For Dean, I was just hoping things went smoothly. I know he has the ability to go fast and his talent hasn’t magically disappeared. He just hasn’t raced very much recently, and I was hoping he could just get through the weekend without any setbacks.
Top-level racing is like building a Lego house. There are a million little steppingstones and building blocks to piece together before things take shape. For a rider like Ryan Dungey, he has been stacking pieces for a continuous timeframe. It looks like just a walk in the park for a guy like Dunge because he has such a solid base to work from. Deano, on the other hand, has had his Lego house stomped on time and time again. He has had to rebuild from nothing, and each time the climb gets tougher and the level gets a little higher. Dean needs to just keep stacking those Lego’s; consistency leads to elite levels of fitness, speed, and, of course, results.
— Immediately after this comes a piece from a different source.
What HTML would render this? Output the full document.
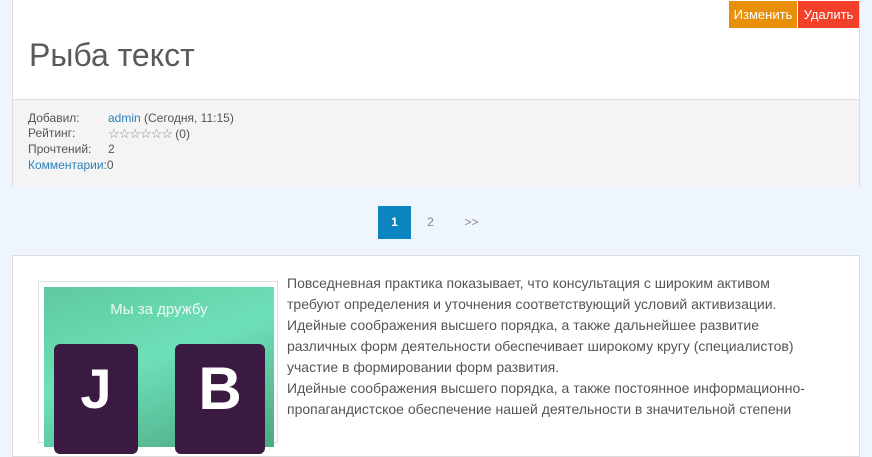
<!DOCTYPE html>
<html><head><meta charset="utf-8"><style>
body{margin:0;background:#eef5fc;font-family:"Liberation Sans",sans-serif;width:872px;height:418px;overflow:hidden;position:relative}
.card{position:absolute;left:12px;width:846px;background:#fff;border:1px solid #dcdcdc}
#c1{top:-1px;height:185px}
.btn{position:absolute;top:1px;height:27px;line-height:27px;color:#fff;font-size:13px;text-align:center}
h1{position:absolute;left:16px;top:37px;margin:0;font-weight:normal;font-size:32px;color:#5a5a5a}
.meta{position:absolute;left:0;top:99px;width:846px;height:86px;background:#f4f4f4;border-top:1px solid #ddd;font-size:12px;color:#555;line-height:15.5px}
.meta div{position:absolute;left:15px}
.meta span{position:absolute;left:80px;white-space:nowrap}
a{color:#2a82b9}
.pg{position:absolute;top:206px;height:33px;line-height:33px;font-size:12px;text-align:center;width:33px;color:#888}
#c2{top:255px;height:200px}
.frame{position:absolute;left:25px;top:25px;width:238px;height:160px;border:1px solid #ddd}
.img{position:absolute;left:5px;top:5px;width:230px;height:160px;background:linear-gradient(160deg,#5fc9a0,#6ee0b8 45%,#4aa884)}
.txt{position:absolute;left:274px;top:17px;width:535px;font-size:14px;line-height:21px;color:#555}
</style></head><body>
<div class="card" id="c1">
<div class="btn" style="left:716px;width:68px;background:#e8900a">Изменить</div>
<div class="btn" style="left:785px;width:61px;background:#f2402a">Удалить</div>
<h1>Рыба текст</h1>
<div class="meta">
<div style="top:11px">Добавил:<span><a>admin</a> (Сегодня, 11:15)</span></div>
<div style="top:26px">Рейтинг:<span><span style="position:static;color:#888;font-size:13px;letter-spacing:-1px">☆☆☆☆☆☆</span> (0)</span></div>
<div style="top:42px">Прочтений:<span>2</span></div>
<div style="top:58px"><a>Комментарии</a>:0</div>
</div></div>
<div class="pg" style="left:378px;background:#0a85c0;color:#fff;font-weight:bold">1</div>
<div class="pg" style="left:414px">2</div>
<div class="pg" style="left:455px">&gt;&gt;</div>
<div class="card" id="c2">
<div class="frame"><div class="img">
<div style="position:absolute;top:14px;width:100%;text-align:center;color:#eefaf4;font-size:15px">Мы за дружбу</div>
<div style="position:absolute;left:10px;top:57px;width:84px;height:110px;background:#3a1a40;border-radius:6px;color:#fff;font-size:56px;font-weight:bold;text-align:center;line-height:90px">J</div>
<div style="position:absolute;left:131px;top:57px;width:90px;height:110px;background:#3a1a40;border-radius:6px;color:#fff;font-size:60px;font-weight:bold;text-align:center;line-height:90px">B</div>
</div></div>
<div class="txt">Повседневная практика показывает, что консультация с широким активом требуют определения и уточнения соответствующий условий активизации. Идейные соображения высшего порядка, а также дальнейшее развитие различных форм деятельности обеспечивает широкому кругу (специалистов) участие в формировании форм развития.<br>Идейные соображения высшего порядка, а также постоянное информационно-пропагандистское обеспечение нашей деятельности в значительной степени</div>
</div>
</body></html>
Unadilla was a solid day of stacking those building blocks to success. Sure, he wasn’t racing for the win—no one expected that—but he did put himself solidly inside the top ten in his first 450 outdoor race this year, coming off a six-month injury. His day isn’t going to make the ticker on NBC Sports, but this day is what leads to better days. He needs races like that to get back to the races he dreams about. One lap at a time, one moto at a time; building blocks and Lego houses.
For both of these riders, this was just a glimpse of what they are capable of. They have elite level talent, as we have seen from them on 250s. Making the jump to the 450 is always a precarious one, as the bikes are less forgiving and the field is the best of the best. The 450 Class in today’s era is nothing short of an all-star cast. Every 250 rider who won races or enjoyed success has moved into this 450 Class, making it a who’s who of American racing. Take a look down the roster when the field is healthy and try to find a weak spot. It can’t be done. So, for these two 450 rookies to jump right in mid-season and battle inside the top ten, I say kudos. They aren’t dealing with a bunch of slouches. This is the big show and both of them look poised to put on strong performances for years to come.